Problem – List every line below containing "React".

[Interface markup and scripts]
★ ★ ★
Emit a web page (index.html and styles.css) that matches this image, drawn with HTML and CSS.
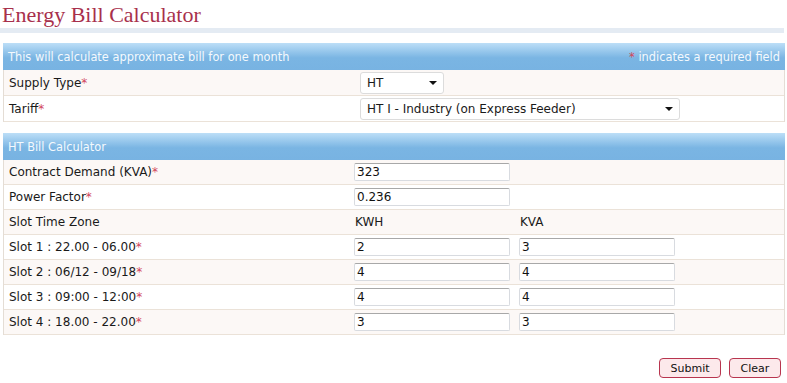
FILE: index.html
```html
<!DOCTYPE html>
<html lang="en">
<head>
    <meta charset="UTF-8">
    <title>Energy Bill Calculator</title>
    <link rel="stylesheet" href="styles.css">
</head>
<body>
    <h1 class="page-title">Energy Bill Calculator</h1>
    <div class="title-rule"></div>

    <div class="panel">
        <div class="panel-head">
            <span>This will calculate approximate bill for one month</span>
            <span><span class="req">*</span> indicates a required field</span>
        </div>
        <div class="row row-a">
            <div class="label">Supply Type<span class="req">*</span></div>
            <div class="select select-short">HT</div>
        </div>
        <div class="row row-a">
            <div class="label">Tariff<span class="req">*</span></div>
            <div class="select select-long">HT I - Industry (on Express Feeder)</div>
        </div>
    </div>

    <div class="panel">
        <div class="panel-head">
            <span>HT Bill Calculator</span>
        </div>
        <div class="row row-b">
            <div class="label">Contract Demand (KVA)<span class="req">*</span></div>
            <input class="box" type="text" value="323">
        </div>
        <div class="row row-b">
            <div class="label">Power Factor<span class="req">*</span></div>
            <input class="box" type="text" value="0.236">
        </div>
        <div class="row row-b">
            <div class="label">Slot Time Zone</div>
            <div class="col-title">KWH</div>
            <div class="col-title">KVA</div>
        </div>
        <div class="row row-b">
            <div class="label">Slot 1 : 22.00 - 06.00<span class="req">*</span></div>
            <input class="box" type="text" value="2">
            <input class="box" type="text" value="3">
        </div>
        <div class="row row-b">
            <div class="label">Slot 2 : 06/12 - 09/18<span class="req">*</span></div>
            <input class="box" type="text" value="4">
            <input class="box" type="text" value="4">
        </div>
        <div class="row row-b">
            <div class="label">Slot 3 : 09:00 - 12:00<span class="req">*</span></div>
            <input class="box" type="text" value="4">
            <input class="box" type="text" value="4">
        </div>
        <div class="row row-b">
            <div class="label">Slot 4 : 18.00 - 22.00<span class="req">*</span></div>
            <input class="box" type="text" value="3">
            <input class="box" type="text" value="3">
        </div>
    </div>

    <div class="actions">
        <button class="btn btn-submit">Submit</button>
        <button class="btn btn-clear">Clear</button>
    </div>
</body>
</html>
```

FILE: styles.css
```css
body{
    margin: 0;
    font-family: "DejaVu Sans", Verdana, sans-serif;
    font-size: 12px;
    color: #1a1a1a;
    background: #fff;
}
.page-title{
    margin: 0;
    padding: 1px 0 0 2px;
    height: 27px;
    font-family: "Liberation Serif", "Times New Roman", serif;
    font-weight: normal;
    font-size: 22px;
    line-height: 27px;
    color: #a8304c;
}
.title-rule{
    height: 5px;
    margin-right: 3px;
    background-color: #e4ebf3;
}
.panel{
    margin: 10px 2px 0 3px;
    border-left: 1px solid #e4ddd5;
    border-right: 1px solid #e4ddd5;
}
.panel + .panel{
    margin-top: 11px;
}
.panel-head{
    display: flex;
    justify-content: space-between;
    align-items: center;
    height: 27px;
    margin: 0 -1px;
    padding: 0 5px 0 5px;
    font-size: 11.4px;
    background: linear-gradient(#bcdef7, #7ab5e3 55%, #78b3e2);
    color: #f4f9fd;
}
.row{
    display: grid;
    align-items: center;
    border-bottom: 1px solid #ebe2d8;
}
.row:nth-child(even){
    background-color: #fcf8f6;
}
.row-a{
    grid-template-columns: 356px auto;
    height: 25px;
}
.row-b{
    grid-template-columns: 350px 165px 156px;
    height: 24px;
}
.label{
    padding-left: 5px;
}
.req{
    color: #d2465c;
}
.col-title{
    padding-left: 1px;
}
.select{
    position: relative;
    box-sizing: border-box;
    height: 22px;
    line-height: 20px;
    padding-left: 6px;
    border: 1px solid #dcdcdc;
    border-radius: 3px;
    background: #fff;
}
.select::after{
    content: "";
    position: absolute;
    right: 6px;
    top: 8px;
    border-left: 4px solid transparent;
    border-right: 4px solid transparent;
    border-top: 4px solid #111;
}
.select-short{
    width: 84px;
}
.select-long{
    width: 320px;
    height: 22px;
}
.box{
    box-sizing: border-box;
    width: 156px;
    height: 18px;
    margin: 0;
    padding: 0 2px;
    font-family: inherit;
    font-size: 12px;
    color: #111;
    border: 1px solid #d8dbe0;
    border-top-color: #a8a8a8;
    border-radius: 2px;
    background: #fff;
}
.actions{
    display: flex;
    justify-content: flex-end;
    gap: 8px;
    padding: 23px 6px 0 0;
}
.btn{
    height: 20px;
    padding: 0;
    font-family: inherit;
    font-size: 11px;
    color: #111;
    border: 1px solid #b8354f;
    border-radius: 4px;
    background: #fce9eb;
}
.btn-submit{
    width: 62px;
}
.btn-clear{
    width: 52px;
}
```
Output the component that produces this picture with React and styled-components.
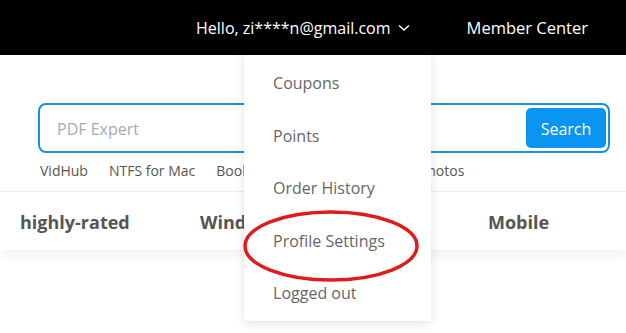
import styled, { createGlobalStyle } from 'styled-components';

const GlobalStyle = createGlobalStyle`
  body {
    margin: 0;
    background: #fff;
    font-family: "Open Sans", "Noto Sans", sans-serif;
  }
`;

const Page = styled.div`
  width: 626px;
  height: 333px;
  overflow: hidden;
  position: relative;
`;

const TopBar = styled.header`
  height: 55px;
  background: #000;
  display: flex;
  justify-content: flex-end;
  align-items: center;
  padding-right: 38px;
  gap: 57px;
  color: #fff;
  font-size: 16px;
`;

const UserMenu = styled.div`
  position: relative;
  display: flex;
  align-items: center;
  gap: 7px;
  height: 100%;
`;

const MemberLink = styled.span`
  font-size: 16.5px;
`;

const Chevron = styled.svg`
  width: 12px;
  height: 8px;
  margin-top: 1px;
`;

const Dropdown = styled.ul`
  position: absolute;
  top: 55px;
  left: 48px;
  width: 187px;
  margin: 0;
  padding: 3px 0 0;
  list-style: none;
  background: #fff;
  box-shadow: 0 2px 10px rgba(0, 0, 0, 0.12);
  z-index: 5;
`;

const DropItem = styled.li`
  height: 52.5px;
  line-height: 51px;
  padding-left: 29px;
  font-size: 16px;
  color: #666;
`;

const Ellipse = styled.svg`
  position: absolute;
  left: -3px;
  top: 153px;
  width: 180px;
  height: 76px;
  overflow: visible;
`;

const SearchArea = styled.section`
  padding: 48px 16px 0 38px;
`;

const SearchBox = styled.div`
  height: 44px;
  border: 2px solid #1a8fe9;
  border-radius: 8px;
  display: flex;
  align-items: center;
  padding: 2px 2px 0 17px;
`;

const SearchInput = styled.div`
  flex: 1;
  font-size: 16px;
  color: #a3abb9;
`;

const SearchButton = styled.button`
  width: 80px;
  height: 40px;
  margin-top: -2px;
  border: none;
  border-radius: 5px;
  background: #0a95f1;
  color: #fff;
  font-family: inherit;
  font-size: 16px;
  padding-top: 2px;
`;

const HotLinks = styled.div`
  display: flex;
  gap: 21px;
  padding: 8px 0 0 2px;
  font-size: 14px;
  color: #555;
`;

const NavBar = styled.nav`
  margin-top: 11px;
  height: 59px;
  border-top: 1px solid #ebebeb;
  display: flex;
  align-items: center;
  padding: 2px 0 0 20px;
  box-sizing: border-box;
  box-shadow: 0 6px 10px rgba(0, 0, 0, 0.05);
`;

const NavItem = styled.div`
  width: ${p => p.$w}px;
  font-size: 18px;
  font-weight: 700;
  color: #555;
`;

const links = ['VidHub', 'NTFS for Mac', 'BookReader', 'Mac Cleaner', 'Photos'];
const menu = ['Coupons', 'Points', 'Order History', 'Profile Settings', 'Logged out'];

export default function App() {
  return (
    <Page>
      <GlobalStyle />
      <TopBar>
        <UserMenu>
          Hello, zi****n@gmail.com
          <Chevron viewBox="0 0 12 8">
            <path d="M1 1.5 L6 6 L11 1.5" fill="none" stroke="#fff" strokeWidth="1.4" />
          </Chevron>
          <Dropdown>
            {menu.map(m => <DropItem key={m}>{m}</DropItem>)}
            <Ellipse viewBox="0 0 180 76">
              <ellipse cx="90" cy="38" rx="86" ry="34" fill="none" stroke="#e01b1b" strokeWidth="3.5" />
            </Ellipse>
          </Dropdown>
        </UserMenu>
        <MemberLink>Member Center</MemberLink>
      </TopBar>
      <SearchArea>
        <SearchBox>
          <SearchInput>PDF Expert</SearchInput>
          <SearchButton>Search</SearchButton>
        </SearchBox>
        <HotLinks>
          {links.map(l => <span key={l}>{l}</span>)}
        </HotLinks>
      </SearchArea>
      <NavBar>
        <NavItem $w={180}>highly-rated</NavItem>
        <NavItem $w={150}>Windows</NavItem>
        <NavItem $w={138}>Mac</NavItem>
        <NavItem $w={120}>Mobile</NavItem>
      </NavBar>
    </Page>
  );
}
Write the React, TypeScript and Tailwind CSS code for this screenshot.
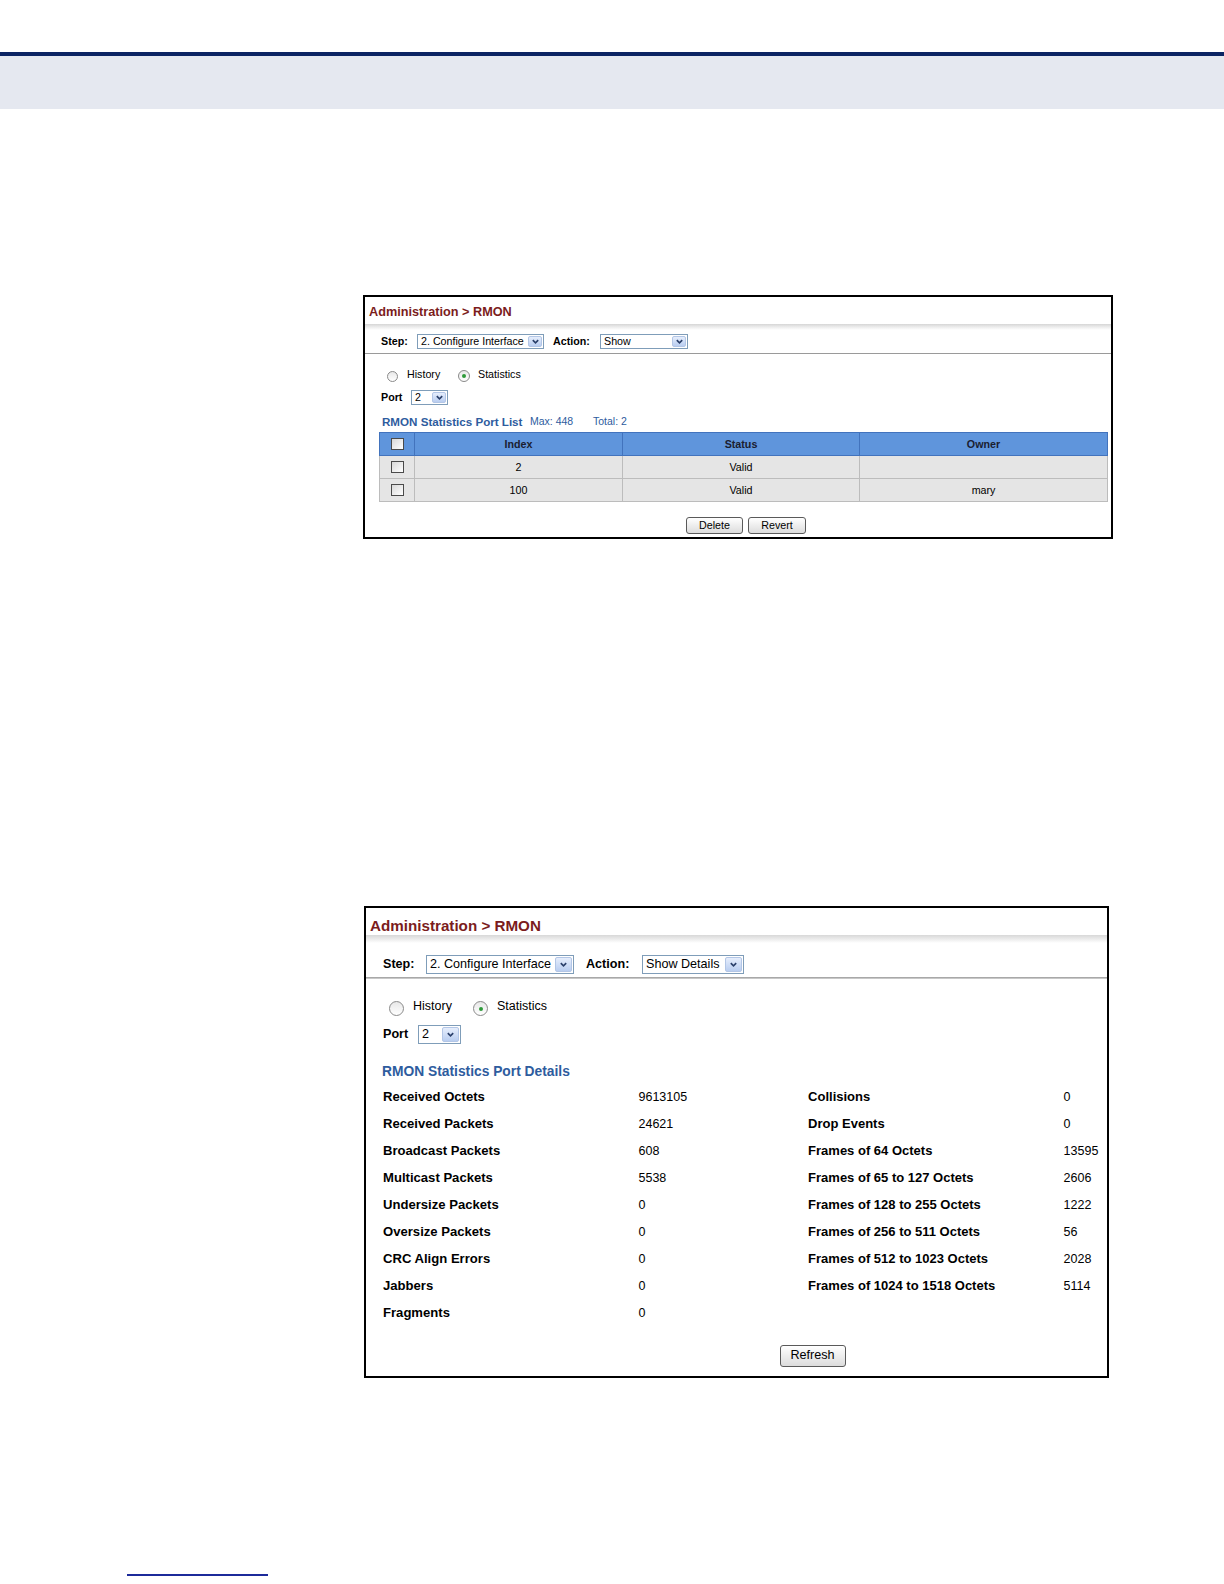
★ ★ ★
Exercise solution –
Output the component that produces this picture with React and styled-components.
Write the React, TypeScript and Tailwind CSS code for this screenshot.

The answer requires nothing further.